Myśli pomocne w rozważaniu:
- Bardzo powoli czytaj dzisiejszy tekst, starając się uświadamiać i rozumieć znaczenie poszczególnych słów. Zatrzymaj się najpierw nad słowami o tym, że każdy z nas jest uprawną rolą Bożą. Co te trzy wyrazy oznaczają dla Ciebie? Być uprawną rolą… uprawna oznacza, że nie jest ugorem, lecz ma swoją żyzność i że jest elastyczna, tzn. jest zdolna przyjmować wodę, słońce, nawóz. Oznacza to również, że czasem potrzeba wpuścić pług, który rozorze twarde kawałki ziemi. Wreszcie uprawna rola to ta, która jest zdolna przyjąć ziarno i wydać plon. Co mówią te słowa o Tobie, jak je odbierasz, jak czujesz?
- Drugim obrazem jest bycie Bożą budowlą. Być może ten obraz bardziej Ci „leży” niż ten o uprawnej roli, możesz się na nim zatrzymać dłużej. Budowla powstaje od fundamentów i o nich Paweł też mówi. Nie ma innego fundamentu niż Chrystus. Czy jest On rzeczywiście Twoim fundamentem?
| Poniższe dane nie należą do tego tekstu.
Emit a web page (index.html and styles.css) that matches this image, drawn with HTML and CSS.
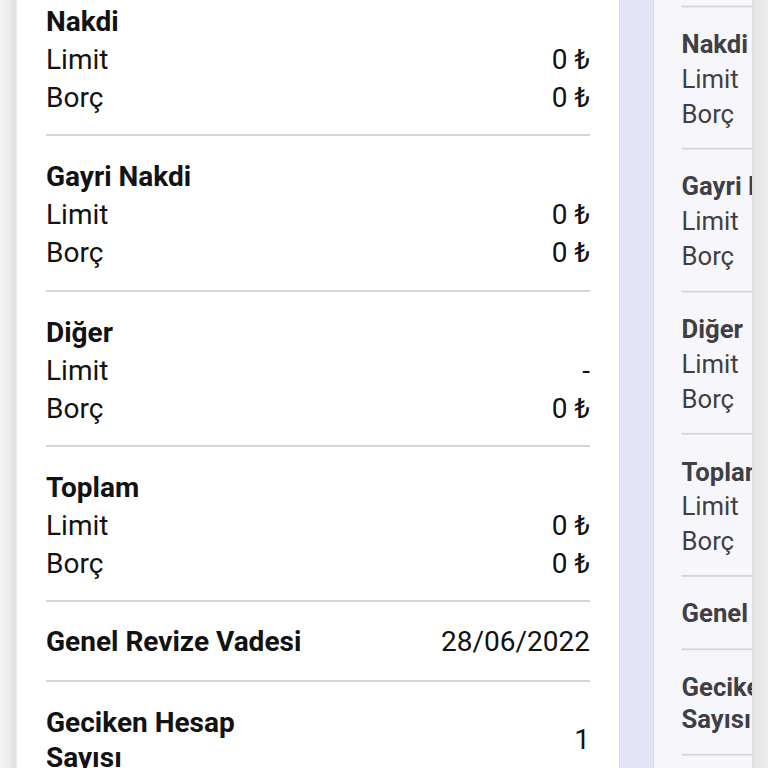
FILE: index.html
```html
<!DOCTYPE html>
<html lang="tr">
<head>
<meta charset="utf-8">
<title>Limitler</title>
<link rel="stylesheet" href="styles.css">
</head>
<body>
<div class="pager">
  <div class="edge edge-left"></div>

  <div class="card card-main">
    <div class="list">
      <div class="top-rule"></div>
      <section class="group">
        <div class="group-title">Nakdi</div>
        <div class="row"><span class="label">Limit</span><span class="value">0 ₺</span></div>
        <div class="row"><span class="label">Borç</span><span class="value">0 ₺</span></div>
      </section>
      <section class="group">
        <div class="group-title">Gayri Nakdi</div>
        <div class="row"><span class="label">Limit</span><span class="value">0 ₺</span></div>
        <div class="row"><span class="label">Borç</span><span class="value">0 ₺</span></div>
      </section>
      <section class="group">
        <div class="group-title">Diğer</div>
        <div class="row"><span class="label">Limit</span><span class="value">-</span></div>
        <div class="row"><span class="label">Borç</span><span class="value">0 ₺</span></div>
      </section>
      <section class="group">
        <div class="group-title">Toplam</div>
        <div class="row"><span class="label">Limit</span><span class="value">0 ₺</span></div>
        <div class="row"><span class="label">Borç</span><span class="value">0 ₺</span></div>
      </section>
      <div class="info-row">
        <span class="info-label">Genel Revize Vadesi</span><span class="value">28/06/2022</span>
      </div>
      <div class="info-row info-row-wrap">
        <span class="info-label">Geciken Hesap Sayısı</span><span class="value">1</span>
      </div>
    </div>
  </div>

  <div class="gap"></div>

  <div class="peek">
    <div class="card card-next">
      <div class="list">
        <div class="top-rule"></div>
        <section class="group">
          <div class="group-title">Nakdi</div>
          <div class="row"><span class="label">Limit</span><span class="value">0 ₺</span></div>
          <div class="row"><span class="label">Borç</span><span class="value">0 ₺</span></div>
        </section>
        <section class="group">
          <div class="group-title">Gayri Nakdi</div>
          <div class="row"><span class="label">Limit</span><span class="value">0 ₺</span></div>
          <div class="row"><span class="label">Borç</span><span class="value">0 ₺</span></div>
        </section>
        <section class="group">
          <div class="group-title">Diğer</div>
          <div class="row"><span class="label">Limit</span><span class="value">-</span></div>
          <div class="row"><span class="label">Borç</span><span class="value">0 ₺</span></div>
        </section>
        <section class="group">
          <div class="group-title">Toplam</div>
          <div class="row"><span class="label">Limit</span><span class="value">0 ₺</span></div>
          <div class="row"><span class="label">Borç</span><span class="value">0 ₺</span></div>
        </section>
        <div class="info-row">
          <span class="info-label">Genel Revize Vadesi</span><span class="value">28/06/2022</span>
        </div>
        <div class="info-row info-row-wrap">
          <span class="info-label">Geciken Hesap Sayısı</span><span class="value">1</span>
        </div>
      </div>
    </div>
  </div>

  <div class="edge edge-right"></div>
</div>
</body>
</html>
```

FILE: styles.css
```css
* { box-sizing: border-box; }

html, body {
  margin: 0;
  padding: 0;
  width: 768px;
  height: 768px;
  overflow: hidden;
  background: #e4e4f7;
  font-family: Roboto, "Noto Sans", "DejaVu Sans", sans-serif;
}

.pager {
  display: flex;
  width: 768px;
  height: 768px;
  overflow: hidden;
}

.edge {
  flex: 0 0 auto;
  height: 100%;
}

.edge-left {
  width: 17px;
  background: linear-gradient(to right, #f4f4f4 0%, #ebebeb 60%, #dedede 88%, #f2f2f2 100%);
}

.edge-right {
  width: 16px;
  background: linear-gradient(to right, #dcdcdc 0%, #e6e6e6 20%, #ededed 100%);
}

.card {
  flex: 0 0 auto;
  height: 100%;
}

.card-main {
  width: 603px;
  background: #ffffff;
  color: #121212;
  padding: 0 29px 0 29px;
  border-right: 1px solid #dcdce6;
}

.gap {
  flex: 0 0 auto;
  width: 33px;
  height: 100%;
  background: #e4e4f7;
}

.peek {
  flex: 0 0 auto;
  width: 99px;
  height: 100%;
  overflow: hidden;
  background: #f7f7fb;
  border-left: 1px solid #d9d9e6;
}

.card-next {
  width: 603px;
  padding: 0 29px 0 30px;
  color: #3f3f44;
  transform: scale(0.917);
  transform-origin: 0 320px;
}

.list {
  margin-top: -21px;
}

.top-rule {
  height: 2px;
  background: #d6d6d6;
}

.group {
  padding: 22px 0 17.33px;
  border-bottom: 2px solid #d6d6d6;
}

.group-title {
  font-size: 28px;
  line-height: 38px;
  font-weight: 700;
  white-space: nowrap;
}

.row {
  display: flex;
  justify-content: space-between;
  font-size: 28px;
  line-height: 38px;
  white-space: nowrap;
}

.value {
  font-size: 28px;
  line-height: 38px;
  white-space: nowrap;
  text-align: right;
}

.info-row {
  display: flex;
  justify-content: space-between;
  align-items: center;
  padding: 21px 0 19px;
  border-bottom: 2px solid #d6d6d6;
}

.info-label {
  font-size: 28px;
  line-height: 38px;
  font-weight: 700;
  flex: 0 1 264px;
}

.info-row-wrap {
  padding: 23px 0 20px;
}

.info-row-wrap .info-label {
  line-height: 35px;
}
```
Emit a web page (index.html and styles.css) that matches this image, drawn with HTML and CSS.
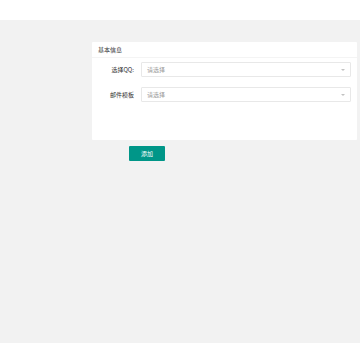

Nie tylko z planów, projektów budowlanych (deklaracji), ale rzeczywiście nim jest? Oznacza to, że Twoje życie naprawdę jest oparte o Chrystusa, jak budowla stoi na fundamencie. Nie musisz się wtedy martwić, czy fundament utrzyma budowlę – nie ma lepszego fundamentu niż On.
- Bycie budowlą zakłada bycie budowanym, a z tym jest związany czas. Czy już chciałbyś byś „idealny” i w pełni „zbudowany”? Czy masz w sobie dość cierpliwości, szczególnie w obliczu swoich osobistych słabości i grzechów, by na nowo powstawać i pozwalać Bogu, by Ciebie budował? Niecierpliwość w sferze ducha więcej zepsuje i zniszczy niż zbuduje.
- A tym, co jest budowane to świątynia Boga. Tym właśnie jesteś – świątynią, a więc przestrzenią, którą na stałe zamieszkuje Bóg. Świątynia nie jest sama dla siebie, lecz istnieje tylko po to, by mógł w niej mieszkać Bóg. Jest Jego domem. I jako taki jesteś budowany. Uświadom sobie w tej modlitwie kim jesteś. Co te dzisiejsze obrazy mówią o Tobie i Twojej relacji z Bogiem i innymi ludźmi.
Na koniec tej modlitwy porozmawiaj z Jezusem o tym wszystkim, co Cię najbardziej poruszy, co przeżyjesz jako ważne dla Twego życia. Te poruszenia zapisz w swoim dzienniku, by bardziej Cię dotknęły i miały moc przemienić Twoje życie.
1. Jak czujesz? Jak późna odmiana, która owocuje jesienią.
2. Fundament. Skała. Na tej Skale zbuduję Kościół mój, a bramy piekielne go nie przemogą.
3. Niecierpliwość w sferze ducha. Co to takiego? Czy ducha można pospieszyć ?
4. Jestem domem/ mieszkaniem Boga, takim tabernakulum. Jestem ciekawa Panie Jezu jak Ci się mieszka? Co chciałbyś zmienić, przestawić, wyrzucić ? Jakie masz pragnienia co do tego miejsca?